Based on the basic core concepts, we have built many Federated learning workflows including FedAvg, FedOpt, FedProx, Scoffold, cyclic, swarming learning, split learning algorithms with many examples which can be found in [website](https://nvidia.github.io/NVFlare/) and its [tutorial categories](https://nvidia.github.io/NVFlare/catalog/)


## Enterprise Security and Privacy 

We have many feautures to support enterprise security as well as well support privacy enhancing technologies (PETs).

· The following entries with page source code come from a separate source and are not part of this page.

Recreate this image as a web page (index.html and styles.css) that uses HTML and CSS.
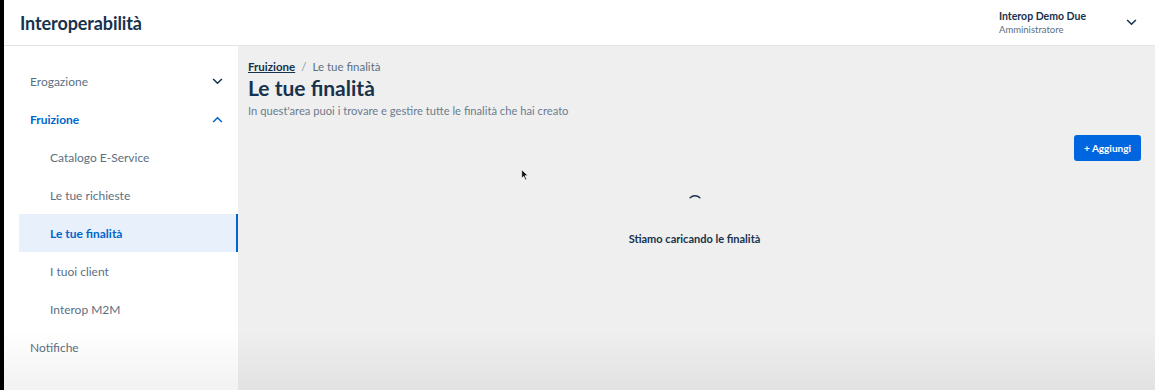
FILE: index.html
```html
<!DOCTYPE html>
<html lang="it">
<head>
  <meta charset="UTF-8">
  <meta name="viewport" content="width=device-width, initial-scale=1.0">
  <title>Interoperabilità - Le tue finalità</title>
  <link rel="stylesheet" href="styles.css">
</head>
<body>
  <div class="app">
    <header class="topbar">
      <h1 class="brand">Interoperabilità</h1>
      <div class="user">
        <div class="user-info">
          <span class="user-name">Interop Demo Due</span>
          <span class="user-role">Amministratore</span>
        </div>
        <svg class="chevron dark" viewBox="0 0 12 8" width="11" height="7"><path d="M1 1.2 L6 6 L11 1.2" fill="none" stroke="#17324d" stroke-width="1.8"/></svg>
      </div>
    </header>

    <div class="layout">
      <nav class="sidebar">
        <div class="nav-item">
          <span>Erogazione</span>
          <svg class="chevron" viewBox="0 0 12 8" width="11" height="7"><path d="M1 1.2 L6 6 L11 1.2" fill="none" stroke="#17324d" stroke-width="1.8"/></svg>
        </div>
        <div class="nav-item open">
          <span>Fruizione</span>
          <svg class="chevron" viewBox="0 0 12 8" width="11" height="7"><path d="M1 6.8 L6 2 L11 6.8" fill="none" stroke="#0066cc" stroke-width="1.8"/></svg>
        </div>
        <div class="nav-sub">Catalogo E-Service</div>
        <div class="nav-sub">Le tue richieste</div>
        <div class="nav-sub active">Le tue finalità</div>
        <div class="nav-sub">I tuoi client</div>
        <div class="nav-sub">Interop M2M</div>
        <div class="nav-item">
          <span>Notifiche</span>
        </div>
      </nav>

      <main class="content">
        <div class="breadcrumb">
          <a href="#">Fruizione</a>
          <span class="sep">/</span>
          <span>Le tue finalità</span>
        </div>
        <h2 class="page-title">Le tue finalità</h2>
        <p class="page-desc">In quest'area puoi i trovare e gestire tutte le finalità che hai creato</p>

        <div class="actions">
          <button class="btn-primary">+ Aggiungi</button>
        </div>

        <div class="loading">
          <svg class="spinner" viewBox="0 0 40 40" width="28" height="28"><path d="M13 14 A10 10 0 0 1 27 14" fill="none" stroke="#17324d" stroke-width="2" stroke-linecap="round"/></svg>
          <p>Stiamo caricando le finalità</p>
        </div>

        <svg class="cursor" viewBox="0 0 12 18" width="8" height="12"><path d="M1 1 L1 14 L4 11 L6.5 16.5 L8.5 15.5 L6 10 L10.5 10 Z" fill="#111" stroke="#fff" stroke-width="1"/></svg>
      </main>
    </div>
  </div>
  <div class="fade"></div>
</body>
</html>
```

FILE: styles.css
```css
body {
  margin: 0;
  font-family: "Lato", "Open Sans", sans-serif;
  color: #17324d;
  background: #000;
  height: 390px;
  overflow: hidden;
}

.app {
  margin-left: 4px;
  height: 390px;
  display: flex;
  flex-direction: column;
  background: #efefef;
}

.topbar {
  height: 45px;
  background: #fff;
  border-bottom: 1px solid #e3e3e3;
  display: flex;
  align-items: center;
  justify-content: space-between;
  padding: 0 16px;
}

.brand {
  margin: 0;
  font-size: 18px;
  font-weight: 700;
  color: #17324d;
  letter-spacing: -0.1px;
}

.user {
  display: flex;
  align-items: center;
  gap: 40px;
  margin-right: 2px;
}

.user-info {
  display: flex;
  flex-direction: column;
  gap: 2px;
}

.user-name {
  font-size: 10.5px;
  font-weight: 700;
}

.user-role {
  font-size: 9.5px;
  color: #5c6f82;
}

.layout {
  flex: 1;
  display: flex;
}

.sidebar {
  width: 234px;
  background: #fff;
  padding-top: 16px;
}

.nav-item,
.nav-sub {
  height: 38px;
  display: flex;
  align-items: center;
  justify-content: space-between;
  font-size: 12px;
  color: #5c6f82;
  box-sizing: border-box;
}

.nav-item {
  padding: 0 15px 0 26px;
}

.nav-item.open {
  color: #0066cc;
  font-weight: 700;
}

.nav-sub {
  margin-left: 15px;
  padding-left: 31px;
}

.nav-sub.active {
  background: #e8f0fb;
  color: #0066cc;
  font-weight: 700;
  border-right: 2px solid #0066cc;
}

.content {
  flex: 1;
  padding: 12px 14px 0 10px;
  position: relative;
}

.breadcrumb {
  font-size: 11.5px;
  color: #5c6f82;
  display: flex;
  gap: 6px;
  height: 16px;
  align-items: center;
}

.breadcrumb a {
  color: #17324d;
  font-weight: 700;
}

.sep {
  color: #8a97a5;
}

.page-title {
  margin: 0;
  font-size: 21px;
  font-weight: 700;
  line-height: 28px;
}

.page-desc {
  margin: 0;
  font-size: 11.2px;
  line-height: 18px;
  color: #6b7c8e;
}

.actions {
  display: flex;
  justify-content: flex-end;
  margin-top: 15px;
}

.btn-primary {
  background: #0066e0;
  color: #fff;
  border: none;
  border-radius: 3px;
  font-family: inherit;
  font-size: 10px;
  font-weight: 700;
  width: 67px;
  height: 26px;
  padding: 0;
}

.loading {
  display: flex;
  flex-direction: column;
  align-items: center;
  margin-top: 27px;
}

.spinner {
  display: block;
}

.loading p {
  margin: 16px 0 0;
  font-size: 11px;
  font-weight: 700;
}

.cursor {
  position: absolute;
  left: 283px;
  top: 123px;
}

.fade {
  position: fixed;
  left: 0;
  right: 0;
  bottom: 0;
  height: 60px;
  background: linear-gradient(rgba(0, 0, 0, 0), rgba(0, 0, 0, 0.05));
  pointer-events: none;
}
```
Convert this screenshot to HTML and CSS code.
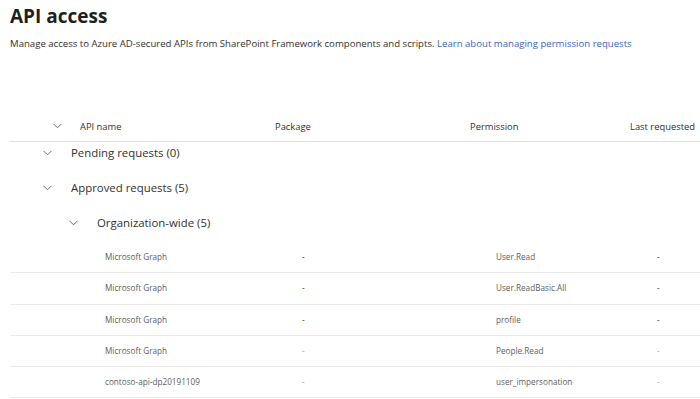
FILE: index.html
```html
<!DOCTYPE html>
<html lang="en">
<head>
    <meta charset="UTF-8">
    <meta name="viewport" content="width=device-width, initial-scale=1.0">
    <title>API access</title>
    <link rel="stylesheet" href="styles.css">
</head>
<body>

<div class="page">
    <h1 class="title">API access</h1>
    <p class="intro">Manage access to Azure AD-secured APIs from SharePoint Framework components and scripts. <a href="#" class="link">Learn about managing permission requests</a></p>

    <div class="list">
        <div class="list-header">
            <div class="cell-toggle">
                <svg class="chevron" width="9" height="6" viewBox="0 0 9 6"><path d="M0.5 0.8 L4.5 4.8 L8.5 0.8" /></svg>
            </div>
            <div>API name</div>
            <div>Package</div>
            <div>Permission</div>
            <div>Last requested</div>
        </div>

        <div class="group group-top group-first">
            <svg class="chevron" width="9" height="6" viewBox="0 0 9 6"><path d="M0.5 0.8 L4.5 4.8 L8.5 0.8" /></svg>
            <span>Pending requests (0)</span>
        </div>
        <div class="group group-top">
            <svg class="chevron" width="9" height="6" viewBox="0 0 9 6"><path d="M0.5 0.8 L4.5 4.8 L8.5 0.8" /></svg>
            <span>Approved requests (5)</span>
        </div>
        <div class="group group-sub">
            <svg class="chevron" width="9" height="6" viewBox="0 0 9 6"><path d="M0.5 0.8 L4.5 4.8 L8.5 0.8" /></svg>
            <span>Organization-wide (5)</span>
        </div>

        <div class="row">
            <div>Microsoft Graph</div>
            <div class="dash">-</div>
            <div>User.Read</div>
            <div class="dash">-</div>
        </div>
        <div class="row">
            <div>Microsoft Graph</div>
            <div class="dash">-</div>
            <div>User.ReadBasic.All</div>
            <div class="dash">-</div>
        </div>
        <div class="row">
            <div>Microsoft Graph</div>
            <div class="dash">-</div>
            <div>profile</div>
            <div class="dash">-</div>
        </div>
        <div class="row">
            <div>Microsoft Graph</div>
            <div class="dash light">-</div>
            <div>People.Read</div>
            <div class="dash light">-</div>
        </div>
        <div class="row">
            <div>contoso-api-dp20191109</div>
            <div class="dash light">-</div>
            <div>user_impersonation</div>
            <div class="dash light">-</div>
        </div>
    </div>
</div>

</body>
</html>
```

FILE: styles.css
```css
* {
    margin: 0;
    padding: 0;
    box-sizing: border-box;
}

body {
    background: #fff;
    font-family: 'Open Sans', 'Noto Sans', sans-serif;
    color: #323130;
    overflow: hidden;
}

.page {
    padding-left: 10px;
}

.title {
    font-size: 19px;
    font-weight: 700;
    line-height: 26px;
    padding-top: 3px;
    color: #201f1e;
}

.intro {
    font-size: 9.6px;
    line-height: 14px;
    margin-top: 8px;
}

.link {
    color: #3b66c2;
    text-decoration: none;
}

.list {
    margin-top: 60px;
}

.list-header {
    display: grid;
    grid-template-columns: 70px 195px 195px 160px 1fr;
    align-items: center;
    height: 31px;
    border-bottom: 1px solid #e1dfdd;
    font-size: 9.4px;
    white-space: nowrap;
}

.cell-toggle {
    padding-left: 43px;
    display: flex;
    align-items: center;
}

.chevron {
    fill: none;
    stroke: #605e5c;
    stroke-width: 0.9;
}

.group {
    display: flex;
    align-items: center;
    height: 24px;
    padding-bottom: 3px;
    margin-top: 11px;
    font-size: 11.4px;
}

.group-first {
    margin-top: 0;
}

.group-top {
    padding-left: 33px;
}

.group-sub {
    padding-left: 59px;
}

.group .chevron {
    margin-right: 19px;
}

/* data rows sit one indent level deeper than the header columns */
.row {
    display: grid;
    grid-template-columns: 95px 197px 194px 161px 1fr;
    align-items: center;
    height: 31.3px;
    padding-bottom: 1px;
    border-bottom: 1px solid #edebe9;
    font-size: 8.2px;
    color: #605e5c;
}

.group-sub + .row {
    margin-top: 6px;
}

.row > div:nth-child(1) {
    grid-column: 2;
}

.row > div:nth-child(2) {
    grid-column: 3;
}

.row > div:nth-child(3) {
    grid-column: 4;
}

.row > div:nth-child(4) {
    grid-column: 5;
}

.dash {
    color: #323130;
}

.dash.light {
    color: #a19f9d;
}
```
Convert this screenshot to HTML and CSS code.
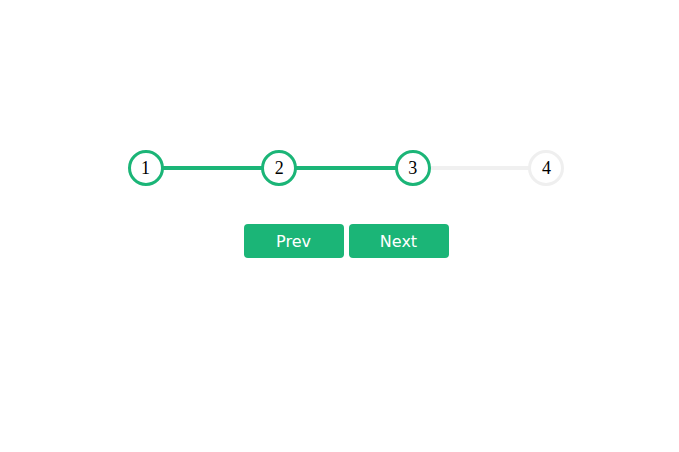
FILE: index.html
```html
<!DOCTYPE html>
<html>
<head>
<meta charset="utf-8">
<link rel="stylesheet" href="styles.css">
</head>
<body>
<div class="wrap">
  <div class="progress">
    <div class="line"><div class="fill" style="width: 66.67%"></div></div>
    <div class="circle active">1</div>
    <div class="circle active">2</div>
    <div class="circle active">3</div>
    <div class="circle">4</div>
  </div>
  <div class="buttons">
    <button class="btn">Prev</button>
    <button class="btn">Next</button>
  </div>
</div>
</body>
</html>
```
FILE: styles.css
```css
* { box-sizing: border-box; }
body {
  margin: 0;
  background: #fff;
}
.wrap {
  display: flex;
  flex-direction: column;
  align-items: center;
  padding-top: 150px;
  padding-left: 13px;
}
.progress {
  position: relative;
  width: 437px;
  display: flex;
  justify-content: space-between;
}
.line {
  position: absolute;
  left: 18px;
  right: 18px;
  top: 16px;
  height: 4px;
  background: #f0f0f0;
}
.fill {
  height: 100%;
  background: #1bb577;
}
.circle {
  position: relative;
  width: 36px;
  height: 36px;
  border-radius: 50%;
  border: 3px solid #efefef;
  background: #fff;
  display: flex;
  align-items: center;
  justify-content: center;
  font-family: "Liberation Serif", serif;
  font-size: 18px;
  color: #000;
}
.circle.active {
  border-color: #1bb577;
}
.buttons {
  display: flex;
  gap: 5px;
  margin-top: 38px;
}
.btn {
  width: 100px;
  height: 34px;
  border: 0;
  border-radius: 4px;
  background: #1bb577;
  color: #fff;
  font-family: "DejaVu Sans", sans-serif;
  font-size: 16px;
  padding: 0;
}
```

Please refer to [Part-3 Secirity and Privacy](../../../part-3_security_and_privacy/part-3_introduction.ipynb)


## Simulations

We have built different tools for simulation including python API and CLI, you have seen the Job API and simulator CLI in [Chapter-1](../../../part-1_federated_learning_introduction/Chapter-1_running_federated_learning_applications/01.0_introduction/introduction.ipynb)

In [Chapter 4](../../chapter-4_setup_federated_system/04.0_introduction/introduction.ipynb) we will also discuss how to simulate the deployment within local machine. 


## Setup and Deployment

How to setup the federated computing system is not trivial task, We have built tool to make this process simpler. We will discuss this in In [Chapter 4](../../chapter-4_setup_federated_system/04.0_introduction/introduction.ipynb). 


## Configuration

NVFLARE support several configuration formats: JSON, pyhocon and YAML. you can see the details in [Configuration Files](https://nvflare.readthedocs.io/en/main/user_guide/configurations.html)